1987 · James L. Brooks
A reading · through the lens of theory
Broadcast News is one of the rare Hollywood films in which the powers of the false — Deleuze's term for a cinema of forgers whose fabrications can no longer be measured against a stable truth — becomes not a formal experiment but the moral crisis of the plot. The scene everyone remembers is Tom Grunick's tear: during his hostage interview, the camera catches a single drop of genuine-seeming emotion, only for Jane to discover, reviewing the footage, that Tom stopped the interview, sent the crew away, and filmed the moment alone — a cutaway inserted into the record with surgical care. This is the forger at the anchor desk, manufacturing affect from nothing, and Michael Ballhaus's mise-en-scène makes the institutional apparatus complicit: his fluid camera in the control room tracks Jane watching monitored images of images, the whole newsroom architecture devoted to shaping what audiences see and feel.

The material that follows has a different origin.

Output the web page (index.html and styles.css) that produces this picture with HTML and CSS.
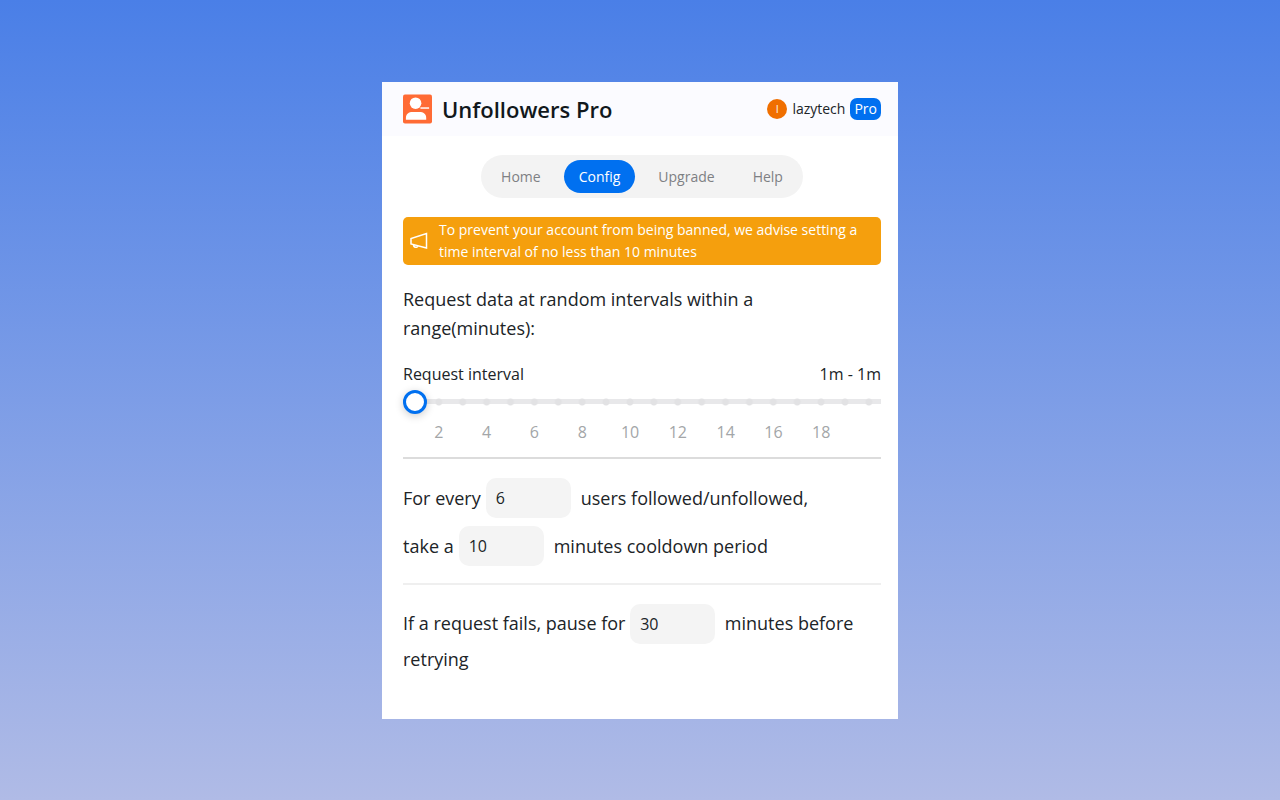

Brooks draws the lineage directly from Kazan's A Face in the Crowd (1957), where broadcast charisma was first dramatized as a force that outstrips substance — but where Kazan exposed his demagogue in a single theatrical unmasking, Brooks makes the revelation quieter and more devastating: Jane knows, and the network promotes Tom anyway. The affection-image — Dreyer's close-up face as the seat of feeling before action — is precisely what Tom exploits and what television has decided it must have: pure emotive surface, untethered from reporting. Aaron Altman, the journalist who can think but freezes on camera, is the film's genuine affection-image, sweating and suffering in real time; the point is that no one wants to watch him.